Performing Benjamin Britten’s 1931 String Quartet in D major for the composer was an eye-opening experience for the former leader of the Gabrieli Quartet

KennethSillito (1)

Photo: Janella Sillito

Explore more Featured Stories like this in The Strad Playing Hub

In 1974 I was summoned with the other members of the Gabrieli Quartet to the Red House in Aldeburgh, where the 61-year-old Benjamin Britten had requested our presence. We were shown into the rehearsal room, where there were four music stands laid out with handwritten parts for Britten’s 1931 String Quartet in D major, a piece we’d never seen before. Britten had composed it while he was still a student; apparently his tutor Frank Bridge had criticised it, saying the second movement was rambling, although the composer John Ireland had liked it.
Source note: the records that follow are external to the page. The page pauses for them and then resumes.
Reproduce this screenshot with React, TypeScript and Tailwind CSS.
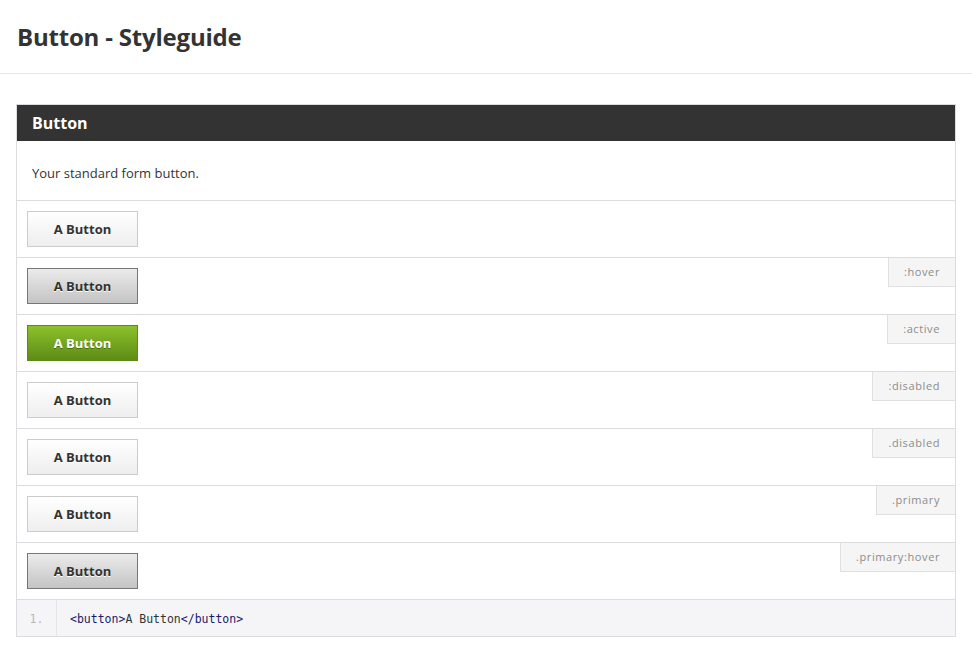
import React from "react";

type Variant = "normal" | "hover" | "active";

const rows: { variant: Variant; label?: string }[] = [
  { variant: "normal" },
  { variant: "hover", label: ":hover" },
  { variant: "active", label: ":active" },
  { variant: "normal", label: ":disabled" },
  { variant: "normal", label: ".disabled" },
  { variant: "normal", label: ".primary" },
  { variant: "hover", label: ".primary:hover" },
];

const buttonStyles: Record<Variant, string> = {
  normal:
    "border-[#cccccc] bg-gradient-to-b from-[#ffffff] to-[#eeeeee] text-[#333333] [text-shadow:0_1px_0_#fff]",
  hover:
    "border-[#777777] bg-gradient-to-b from-[#ebebeb] to-[#c4c4c4] text-[#333333] [text-shadow:0_1px_0_#fff]",
  active:
    "border-[#5b8a16] bg-gradient-to-b from-[#8cc12c] to-[#5e8c15] text-white [text-shadow:0_1px_0_#4a6e10]",
};

function DemoButton({ variant }: { variant: Variant }) {
  return (
    <button
      className={`w-[111px] h-[36px] pt-[2px] border text-[13px] font-bold ${buttonStyles[variant]}`}
    >
      A Button
    </button>
  );
}

export default function App() {
  return (
    <div className="min-h-[662px] bg-white font-['Open_Sans',sans-serif] text-[#333333]">
      {/* Page header */}
      <div className="h-[74px] border-b border-[#e8e8e8] px-[17px] pt-[20px]">
        <h1 className="text-[24px] font-bold leading-[34px] text-[#333333] tracking-[-0.2px]">
          Button - Styleguide
        </h1>
      </div>

      {/* Component card */}
      <div className="mx-[16px] mt-[30px] w-[940px] border border-[#dcdce0]">
        <div className="h-[36px] bg-[#333333] px-[15px] flex items-center">
          <h2 className="text-[16px] font-bold text-white">Button</h2>
        </div>

        <div className="h-[60px] px-[15px] pt-[6px] flex items-center border-b border-[#dcdce0]">
          <p className="text-[13px] text-[#333333]">Your standard form button.</p>
        </div>

        {rows.map((row, i) => (
          <div
            key={i}
            className="relative h-[57px] border-b border-[#dcdce0] px-[10px] pt-[10px]"
          >
            <DemoButton variant={row.variant} />
            {row.label && (
              <span className="absolute top-0 right-0 h-[29px] px-[15px] flex items-center bg-[#f5f5f5] border-l border-b border-[#e0e0e0] text-[11px] tracking-[0.6px] text-[#8c8c8c]">
                {row.label}
              </span>
            )}
          </div>
        ))}

        {/* Code sample */}
        <div className="h-[36px] pt-[3px] bg-[#f5f5f7] flex font-['DejaVu_Sans_Mono',monospace] text-[11.5px]">
          <div className="w-[40px] -mt-[3px] border-r border-[#e6e6ea] flex items-center justify-center pt-[3px] text-[#b8b8bc]">
            1.
          </div>
          <div className="flex items-center pl-[13px]">
            <span className="text-[#1a1a6e]">&lt;button&gt;</span>
            <span className="text-[#333333]">A Button</span>
            <span className="text-[#1a1a6e]">&lt;/button&gt;</span>
          </div>
        </div>
      </div>
    </div>
  );
}
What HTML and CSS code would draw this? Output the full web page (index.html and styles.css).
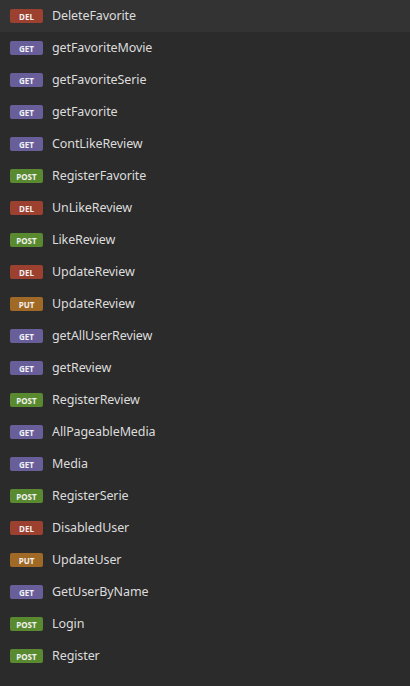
FILE: index.html
```html
<!DOCTYPE html>
<html>
<head>
<meta charset="utf-8">
<link rel="stylesheet" href="styles.css">
</head>
<body>
<ul class="list">
  <li class="row active"><span class="badge del">DEL</span><span class="name">DeleteFavorite</span></li>
  <li class="row"><span class="badge get">GET</span><span class="name">getFavoriteMovie</span></li>
  <li class="row"><span class="badge get">GET</span><span class="name">getFavoriteSerie</span></li>
  <li class="row"><span class="badge get">GET</span><span class="name">getFavorite</span></li>
  <li class="row"><span class="badge get">GET</span><span class="name">ContLikeReview</span></li>
  <li class="row"><span class="badge post">POST</span><span class="name">RegisterFavorite</span></li>
  <li class="row"><span class="badge del">DEL</span><span class="name">UnLikeReview</span></li>
  <li class="row"><span class="badge post">POST</span><span class="name">LikeReview</span></li>
  <li class="row"><span class="badge del">DEL</span><span class="name">UpdateReview</span></li>
  <li class="row"><span class="badge put">PUT</span><span class="name">UpdateReview</span></li>
  <li class="row"><span class="badge get">GET</span><span class="name">getAllUserReview</span></li>
  <li class="row"><span class="badge get">GET</span><span class="name">getReview</span></li>
  <li class="row"><span class="badge post">POST</span><span class="name">RegisterReview</span></li>
  <li class="row"><span class="badge get">GET</span><span class="name">AllPageableMedia</span></li>
  <li class="row"><span class="badge get">GET</span><span class="name">Media</span></li>
  <li class="row"><span class="badge post">POST</span><span class="name">RegisterSerie</span></li>
  <li class="row"><span class="badge del">DEL</span><span class="name">DisabledUser</span></li>
  <li class="row"><span class="badge put">PUT</span><span class="name">UpdateUser</span></li>
  <li class="row"><span class="badge get">GET</span><span class="name">GetUserByName</span></li>
  <li class="row"><span class="badge post">POST</span><span class="name">Login</span></li>
  <li class="row"><span class="badge post">POST</span><span class="name">Register</span></li>
</ul>
</body>
</html>
```
FILE: styles.css
```css
html, body {
  margin: 0;
  padding: 0;
  background: #2b2b2b;
  height: 100%;
}
body {
  font-family: "Noto Sans", "Open Sans", sans-serif;
  color: #dcdcdc;
}
.list {
  list-style: none;
  margin: 0;
  padding: 0;
}
.row {
  display: flex;
  align-items: center;
  height: 32px;
  padding-left: 10px;
  gap: 9px;
}
.row.active {
  background: #333333;
}
.badge {
  width: 33px;
  height: 14px;
  border-radius: 2px;
  display: flex;
  align-items: center;
  justify-content: center;
  font-size: 8px;
  font-weight: 700;
  color: #f2f2f2;
  font-family: "Noto Sans", sans-serif;
  letter-spacing: 0;
}
.del { background: #9c4030; }
.get { background: #685e9a; }
.post { background: #598a2f; }
.put { background: #a06a26; }
.name {
  font-family: "Noto Sans", sans-serif;
  font-size: 12.5px;
  letter-spacing: -0.1px;
  line-height: 1;
}
```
It seems that he’d heard it performed by the Stratton Quartet in 1932 and then, like many other pieces, stuffed the manuscript in a drawer and forgotten all about it.
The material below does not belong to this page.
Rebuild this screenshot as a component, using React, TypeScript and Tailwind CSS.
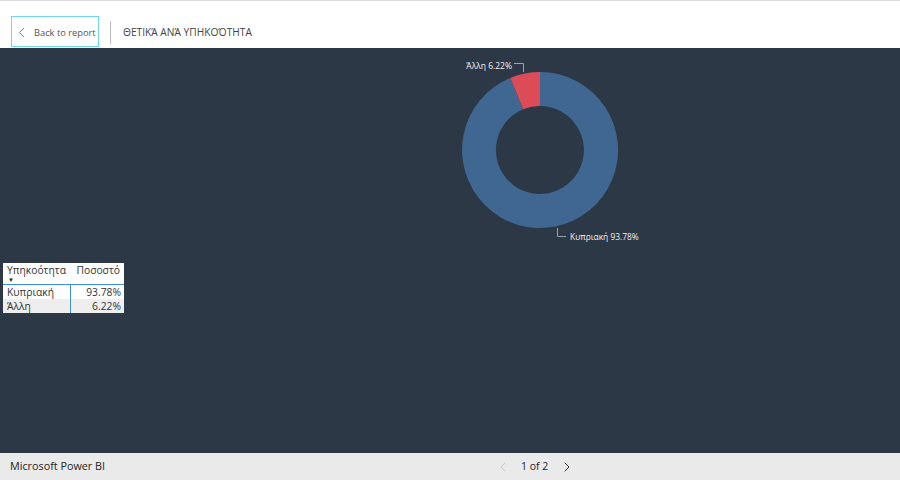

We had about an hour to learn this 19-minute quartet without Britten there. We liked the first and last movements, although we had to agree with Bridge about the second – there were moments that reminded me of playing Purcell fantasias, where you’re never quite sure if you’re in the right place! The first movement has quite a strong motif that reappears at the end of the third, which is a typical jiggy English-style piece, and quite fun to play. Then Britten came in, switched on a reel-to-reel tape recorder and asked us to play it for him.

It was quite nerve-racking, especially since Britten’s writing for strings is so demanding. He had an amazing knowledge of stringed instruments and their capabilities, and he was extremely clear on how his works should be played. I remember when leading the English Chamber Orchestra, the violist Cecil Aronowitz was flying up and down the fingerboard, basically on one string, and Britten told him: ‘That’s not right – stay in position and use different strings.’ No other composer would have that attention to detail. Even when I first met him, when I joined the ECO, he gave the impression of being a rather strict master of a school, precise and clear in everything he did and said. There was never any feeling of ‘trying something out’; it had to be done his way from the start. So performing for him after an hour’s rehearsal time was not easy.


Source: Anthony Crickmay

The Gabrieli Quartet in 1972: (l–r) Kenneth Sillito, Brendan O’Reilly, Keith Harvey and Ian Jewel 

After we’d finished, he didn’t look very happy. We asked how he felt about it, and he said, ‘It sounds like someone else’s music. Can you hear my voice?’ We all agreed we could, but he still seemed unhappy with it. Still, he agreed to our playing it at the Aldeburgh Festival in 1975, and then recording it a year later at Snape Maltings concert hall. We also performed it at the University of Essex, where we had a residency in the 1970s and were always looking for different works to play for our regular audience, along with Britten’s other ‘official’ quartets.

Around 20 years after we’d played it for Britten, I was on tour with the Academy of St Martin in the Fields and pianist Murray Perahia. I was recounting the story of this rehearsal and impromptu recording by the composer, and how he’d asked if we could hear his voice. Murray nodded and said, ‘That’s right – I was there!’ It turned out he’d been quietly sitting at the back of the studio while we were rehearsing and playing; we were dimly aware of someone else there but hadn’t paid any attention to him. He’d been there to rehearse for some recitals, as accompanist for Peter Pears, and he also said that he’d then spent the whole of his lunch break convincing Britten that his voice really could be heard in that quartet. I think this turned the tide in the quartet’s favour – after that he also agreed for it to be published for the first time in 1974, with a few revisions, as well as letting us perform and record it. It was incredible that Murray, then aged 27, had managed to rescue the quartet, and helped make it known to the world.